§ **INSTRUCTIONS TO FOLLOW**
Give back the full listing, character for character, with no pictures.

§ **AVAILABLE DATA**
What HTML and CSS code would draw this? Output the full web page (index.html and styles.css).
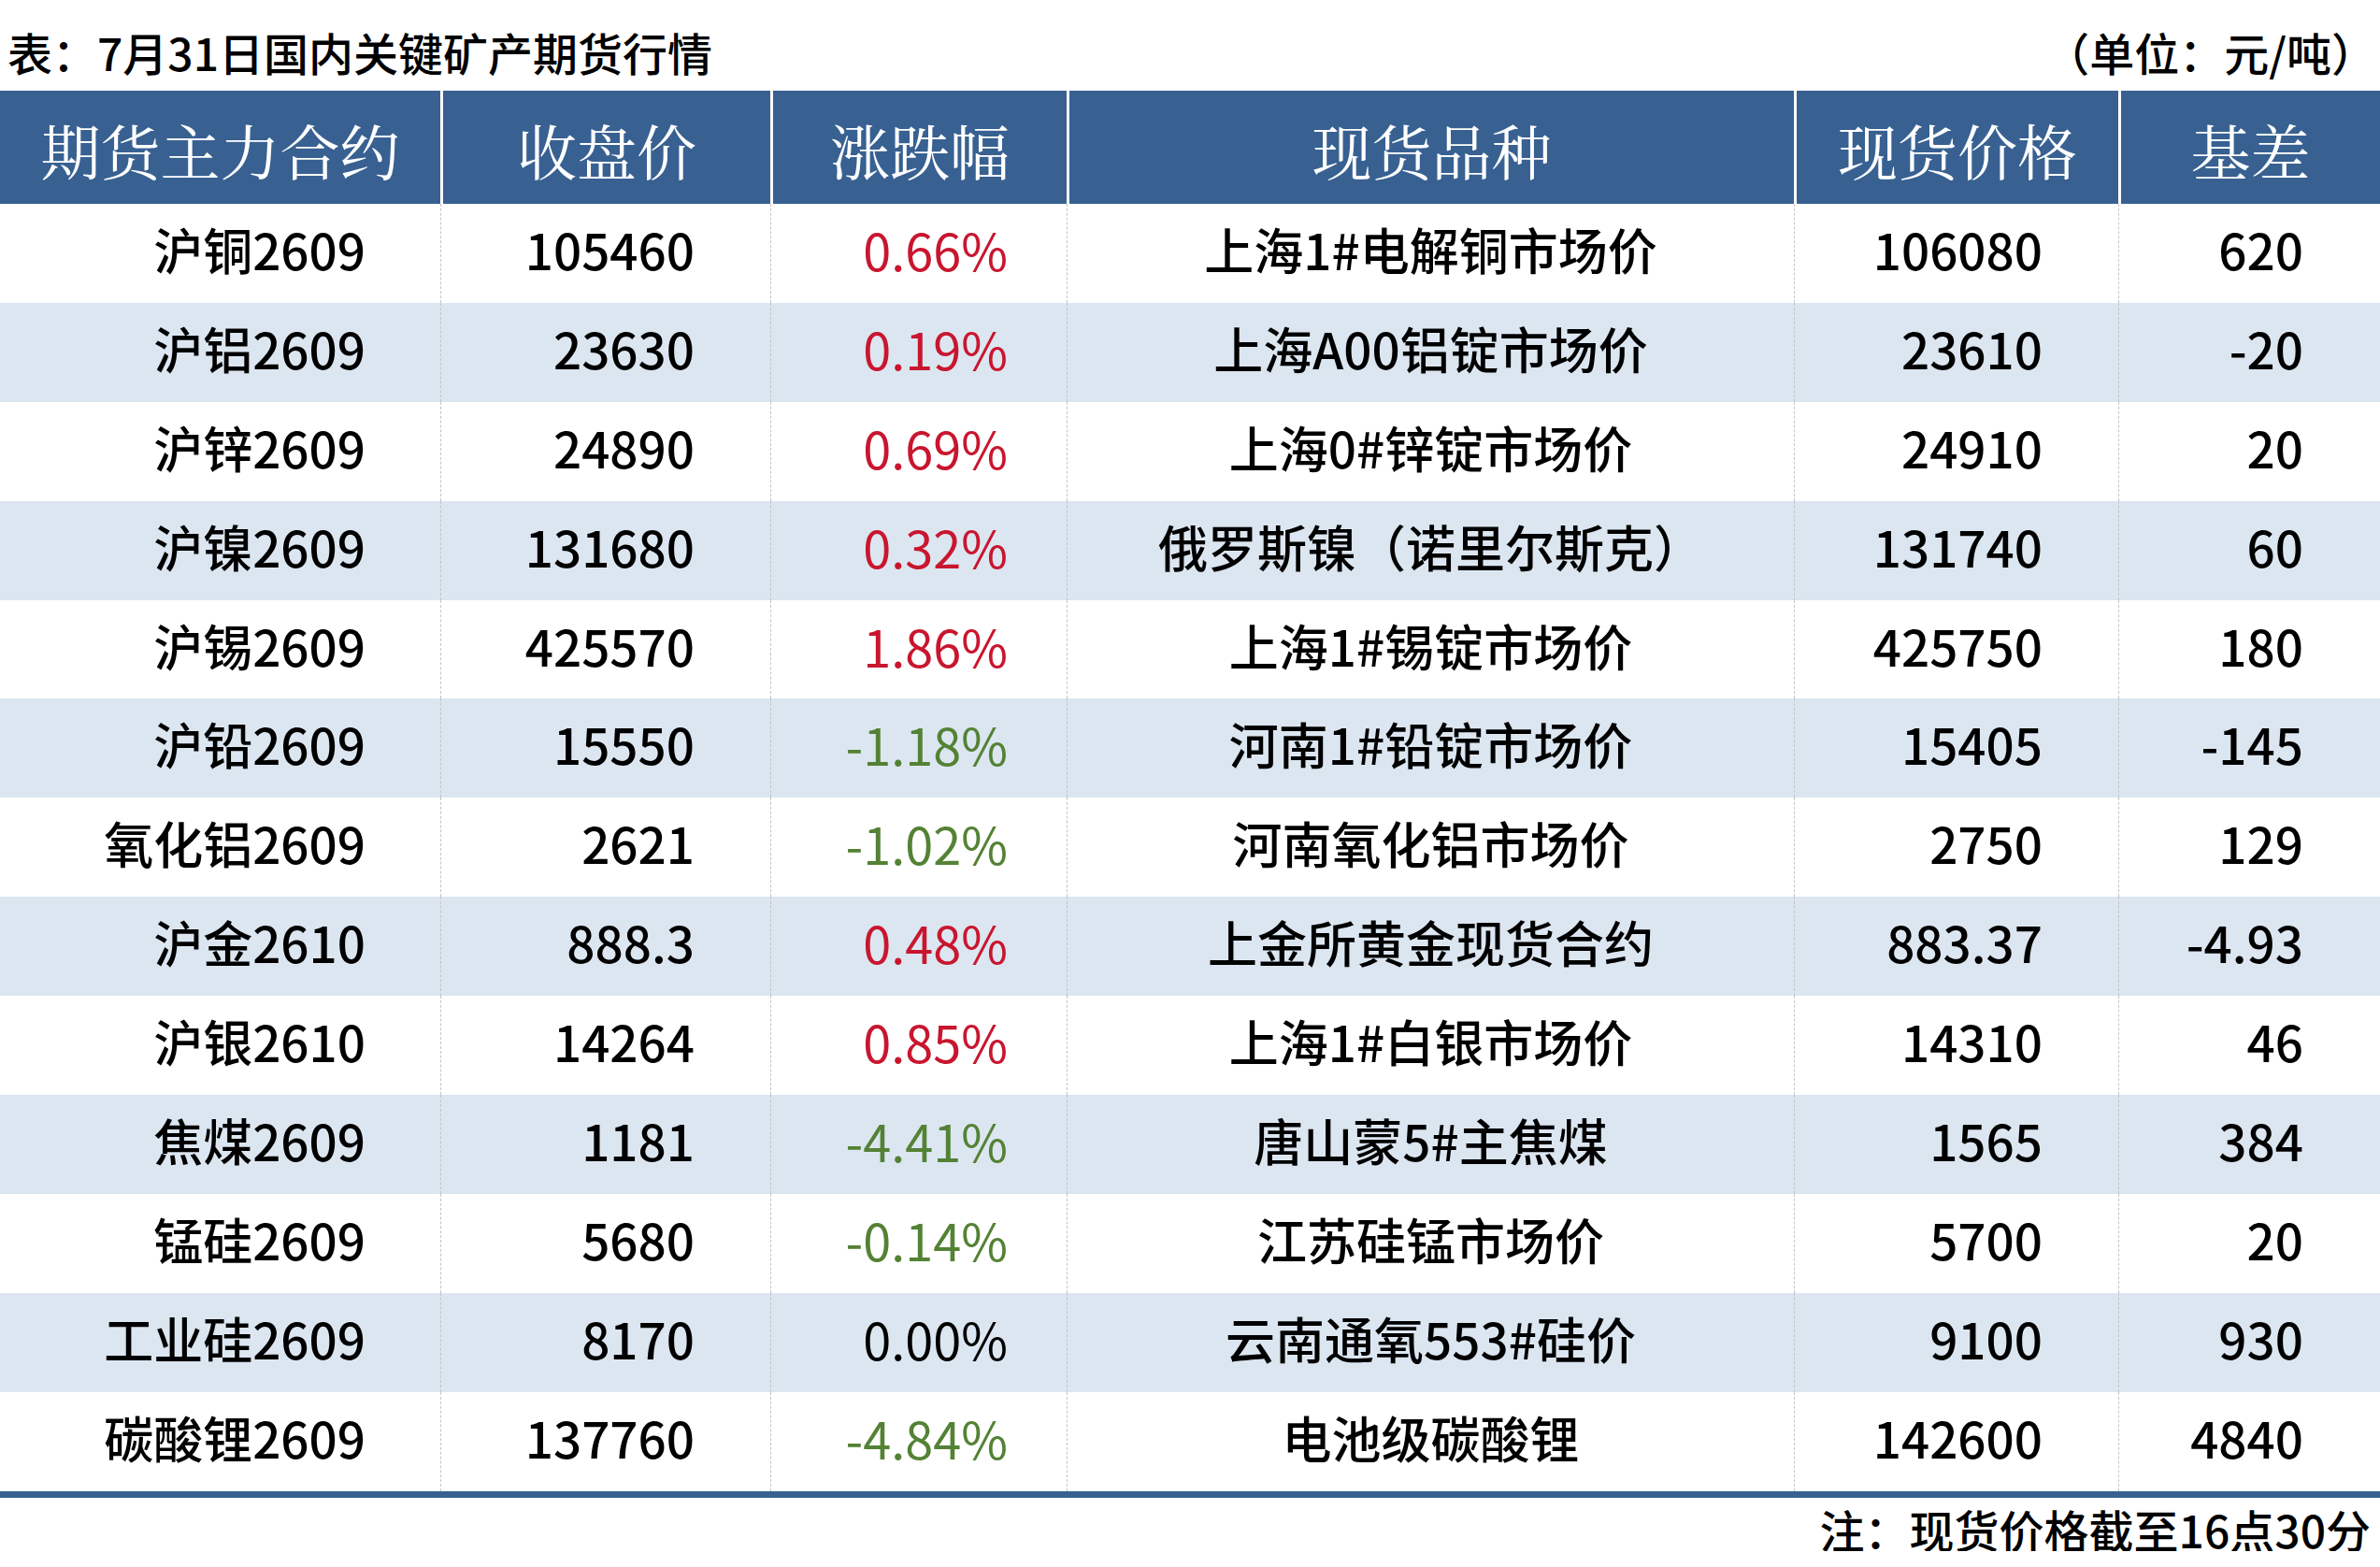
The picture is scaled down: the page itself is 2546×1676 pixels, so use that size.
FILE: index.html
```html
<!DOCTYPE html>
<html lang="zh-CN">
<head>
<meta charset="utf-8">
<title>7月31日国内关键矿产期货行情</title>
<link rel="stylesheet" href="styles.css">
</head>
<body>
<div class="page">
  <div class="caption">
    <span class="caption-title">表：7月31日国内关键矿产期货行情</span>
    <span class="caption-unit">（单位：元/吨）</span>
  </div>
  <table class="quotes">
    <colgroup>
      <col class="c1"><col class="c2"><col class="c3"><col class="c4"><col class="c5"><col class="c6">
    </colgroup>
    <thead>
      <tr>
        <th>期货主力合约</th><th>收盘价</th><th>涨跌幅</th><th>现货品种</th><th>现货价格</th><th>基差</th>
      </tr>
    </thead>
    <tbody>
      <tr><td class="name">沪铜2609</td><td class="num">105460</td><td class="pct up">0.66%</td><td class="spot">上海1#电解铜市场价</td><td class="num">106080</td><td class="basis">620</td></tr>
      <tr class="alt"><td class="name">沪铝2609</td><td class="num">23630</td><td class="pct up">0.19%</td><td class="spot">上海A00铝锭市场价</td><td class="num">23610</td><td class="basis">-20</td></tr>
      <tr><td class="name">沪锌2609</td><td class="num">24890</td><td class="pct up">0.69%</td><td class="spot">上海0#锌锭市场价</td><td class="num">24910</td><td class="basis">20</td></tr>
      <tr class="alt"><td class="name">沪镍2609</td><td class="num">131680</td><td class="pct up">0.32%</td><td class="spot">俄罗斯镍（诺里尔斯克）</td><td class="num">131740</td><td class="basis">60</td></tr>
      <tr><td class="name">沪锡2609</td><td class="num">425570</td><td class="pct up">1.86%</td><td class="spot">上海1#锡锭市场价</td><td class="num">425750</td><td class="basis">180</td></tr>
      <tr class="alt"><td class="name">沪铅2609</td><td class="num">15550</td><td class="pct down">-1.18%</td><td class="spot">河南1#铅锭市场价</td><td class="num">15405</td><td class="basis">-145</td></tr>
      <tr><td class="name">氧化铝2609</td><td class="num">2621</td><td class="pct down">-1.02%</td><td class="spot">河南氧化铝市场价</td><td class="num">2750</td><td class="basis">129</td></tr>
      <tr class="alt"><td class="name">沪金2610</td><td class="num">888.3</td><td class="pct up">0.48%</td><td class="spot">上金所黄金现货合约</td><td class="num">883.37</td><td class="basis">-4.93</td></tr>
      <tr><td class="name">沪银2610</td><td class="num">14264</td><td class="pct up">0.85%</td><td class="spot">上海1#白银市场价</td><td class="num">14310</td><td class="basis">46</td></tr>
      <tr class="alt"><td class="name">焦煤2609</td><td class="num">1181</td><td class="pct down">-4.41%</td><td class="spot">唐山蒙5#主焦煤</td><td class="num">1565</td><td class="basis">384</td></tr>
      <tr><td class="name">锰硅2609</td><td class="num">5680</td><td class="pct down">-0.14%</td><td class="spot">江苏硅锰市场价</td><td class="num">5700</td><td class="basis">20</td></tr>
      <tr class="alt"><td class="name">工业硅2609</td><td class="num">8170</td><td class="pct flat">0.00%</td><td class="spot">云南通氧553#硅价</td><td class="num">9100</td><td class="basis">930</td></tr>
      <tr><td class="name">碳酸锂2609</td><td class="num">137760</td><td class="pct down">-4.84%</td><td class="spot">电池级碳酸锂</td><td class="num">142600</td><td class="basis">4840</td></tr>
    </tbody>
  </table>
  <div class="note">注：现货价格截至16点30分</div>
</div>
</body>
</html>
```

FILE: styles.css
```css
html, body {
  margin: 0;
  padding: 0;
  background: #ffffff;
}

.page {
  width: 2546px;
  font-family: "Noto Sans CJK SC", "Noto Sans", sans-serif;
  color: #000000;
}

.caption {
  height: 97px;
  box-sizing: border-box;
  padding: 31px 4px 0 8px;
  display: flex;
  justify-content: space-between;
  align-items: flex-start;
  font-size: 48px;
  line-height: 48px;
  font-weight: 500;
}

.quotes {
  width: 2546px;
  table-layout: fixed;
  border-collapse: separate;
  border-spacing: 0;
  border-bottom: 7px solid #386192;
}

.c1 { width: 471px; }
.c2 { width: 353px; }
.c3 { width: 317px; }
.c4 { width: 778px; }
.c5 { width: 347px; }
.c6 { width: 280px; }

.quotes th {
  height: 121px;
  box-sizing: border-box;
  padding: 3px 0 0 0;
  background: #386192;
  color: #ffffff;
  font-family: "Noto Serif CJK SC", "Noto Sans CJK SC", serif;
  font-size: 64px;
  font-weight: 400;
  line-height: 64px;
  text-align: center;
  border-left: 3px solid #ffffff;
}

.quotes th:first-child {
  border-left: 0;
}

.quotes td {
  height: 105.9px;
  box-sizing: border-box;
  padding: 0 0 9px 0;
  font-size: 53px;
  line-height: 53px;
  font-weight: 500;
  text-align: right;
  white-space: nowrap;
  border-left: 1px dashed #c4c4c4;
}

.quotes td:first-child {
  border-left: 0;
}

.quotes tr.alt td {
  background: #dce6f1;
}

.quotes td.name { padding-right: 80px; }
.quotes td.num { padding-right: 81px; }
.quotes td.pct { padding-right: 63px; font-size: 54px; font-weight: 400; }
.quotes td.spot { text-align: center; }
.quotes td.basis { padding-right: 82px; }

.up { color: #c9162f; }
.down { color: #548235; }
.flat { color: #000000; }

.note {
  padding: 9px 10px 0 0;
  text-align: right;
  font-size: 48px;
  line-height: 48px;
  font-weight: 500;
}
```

§ **REPLY TO THE TASK**
What HTML and CSS code would draw this? Output the full web page (index.html and styles.css).
The picture is scaled down: the page itself is 2546×1676 pixels, so use that size.
FILE: index.html
```html
<!DOCTYPE html>
<html lang="zh-CN">
<head>
<meta charset="utf-8">
<title>7月31日国内关键矿产期货行情</title>
<link rel="stylesheet" href="styles.css">
</head>
<body>
<div class="page">
  <div class="caption">
    <span class="caption-title">表：7月31日国内关键矿产期货行情</span>
    <span class="caption-unit">（单位：元/吨）</span>
  </div>
  <table class="quotes">
    <colgroup>
      <col class="c1"><col class="c2"><col class="c3"><col class="c4"><col class="c5"><col class="c6">
    </colgroup>
    <thead>
      <tr>
        <th>期货主力合约</th><th>收盘价</th><th>涨跌幅</th><th>现货品种</th><th>现货价格</th><th>基差</th>
      </tr>
    </thead>
    <tbody>
      <tr><td class="name">沪铜2609</td><td class="num">105460</td><td class="pct up">0.66%</td><td class="spot">上海1#电解铜市场价</td><td class="num">106080</td><td class="basis">620</td></tr>
      <tr class="alt"><td class="name">沪铝2609</td><td class="num">23630</td><td class="pct up">0.19%</td><td class="spot">上海A00铝锭市场价</td><td class="num">23610</td><td class="basis">-20</td></tr>
      <tr><td class="name">沪锌2609</td><td class="num">24890</td><td class="pct up">0.69%</td><td class="spot">上海0#锌锭市场价</td><td class="num">24910</td><td class="basis">20</td></tr>
      <tr class="alt"><td class="name">沪镍2609</td><td class="num">131680</td><td class="pct up">0.32%</td><td class="spot">俄罗斯镍（诺里尔斯克）</td><td class="num">131740</td><td class="basis">60</td></tr>
      <tr><td class="name">沪锡2609</td><td class="num">425570</td><td class="pct up">1.86%</td><td class="spot">上海1#锡锭市场价</td><td class="num">425750</td><td class="basis">180</td></tr>
      <tr class="alt"><td class="name">沪铅2609</td><td class="num">15550</td><td class="pct down">-1.18%</td><td class="spot">河南1#铅锭市场价</td><td class="num">15405</td><td class="basis">-145</td></tr>
      <tr><td class="name">氧化铝2609</td><td class="num">2621</td><td class="pct down">-1.02%</td><td class="spot">河南氧化铝市场价</td><td class="num">2750</td><td class="basis">129</td></tr>
      <tr class="alt"><td class="name">沪金2610</td><td class="num">888.3</td><td class="pct up">0.48%</td><td class="spot">上金所黄金现货合约</td><td class="num">883.37</td><td class="basis">-4.93</td></tr>
      <tr><td class="name">沪银2610</td><td class="num">14264</td><td class="pct up">0.85%</td><td class="spot">上海1#白银市场价</td><td class="num">14310</td><td class="basis">46</td></tr>
      <tr class="alt"><td class="name">焦煤2609</td><td class="num">1181</td><td class="pct down">-4.41%</td><td class="spot">唐山蒙5#主焦煤</td><td class="num">1565</td><td class="basis">384</td></tr>
      <tr><td class="name">锰硅2609</td><td class="num">5680</td><td class="pct down">-0.14%</td><td class="spot">江苏硅锰市场价</td><td class="num">5700</td><td class="basis">20</td></tr>
      <tr class="alt"><td class="name">工业硅2609</td><td class="num">8170</td><td class="pct flat">0.00%</td><td class="spot">云南通氧553#硅价</td><td class="num">9100</td><td class="basis">930</td></tr>
      <tr><td class="name">碳酸锂2609</td><td class="num">137760</td><td class="pct down">-4.84%</td><td class="spot">电池级碳酸锂</td><td class="num">142600</td><td class="basis">4840</td></tr>
    </tbody>
  </table>
  <div class="note">注：现货价格截至16点30分</div>
</div>
</body>
</html>
```

FILE: styles.css
```css
html, body {
  margin: 0;
  padding: 0;
  background: #ffffff;
}

.page {
  width: 2546px;
  font-family: "Noto Sans CJK SC", "Noto Sans", sans-serif;
  color: #000000;
}

.caption {
  height: 97px;
  box-sizing: border-box;
  padding: 31px 4px 0 8px;
  display: flex;
  justify-content: space-between;
  align-items: flex-start;
  font-size: 48px;
  line-height: 48px;
  font-weight: 500;
}

.quotes {
  width: 2546px;
  table-layout: fixed;
  border-collapse: separate;
  border-spacing: 0;
  border-bottom: 7px solid #386192;
}

.c1 { width: 471px; }
.c2 { width: 353px; }
.c3 { width: 317px; }
.c4 { width: 778px; }
.c5 { width: 347px; }
.c6 { width: 280px; }

.quotes th {
  height: 121px;
  box-sizing: border-box;
  padding: 3px 0 0 0;
  background: #386192;
  color: #ffffff;
  font-family: "Noto Serif CJK SC", "Noto Sans CJK SC", serif;
  font-size: 64px;
  font-weight: 400;
  line-height: 64px;
  text-align: center;
  border-left: 3px solid #ffffff;
}

.quotes th:first-child {
  border-left: 0;
}

.quotes td {
  height: 105.9px;
  box-sizing: border-box;
  padding: 0 0 9px 0;
  font-size: 53px;
  line-height: 53px;
  font-weight: 500;
  text-align: right;
  white-space: nowrap;
  border-left: 1px dashed #c4c4c4;
}

.quotes td:first-child {
  border-left: 0;
}

.quotes tr.alt td {
  background: #dce6f1;
}

.quotes td.name { padding-right: 80px; }
.quotes td.num { padding-right: 81px; }
.quotes td.pct { padding-right: 63px; font-size: 54px; font-weight: 400; }
.quotes td.spot { text-align: center; }
.quotes td.basis { padding-right: 82px; }

.up { color: #c9162f; }
.down { color: #548235; }
.flat { color: #000000; }

.note {
  padding: 9px 10px 0 0;
  text-align: right;
  font-size: 48px;
  line-height: 48px;
  font-weight: 500;
}
```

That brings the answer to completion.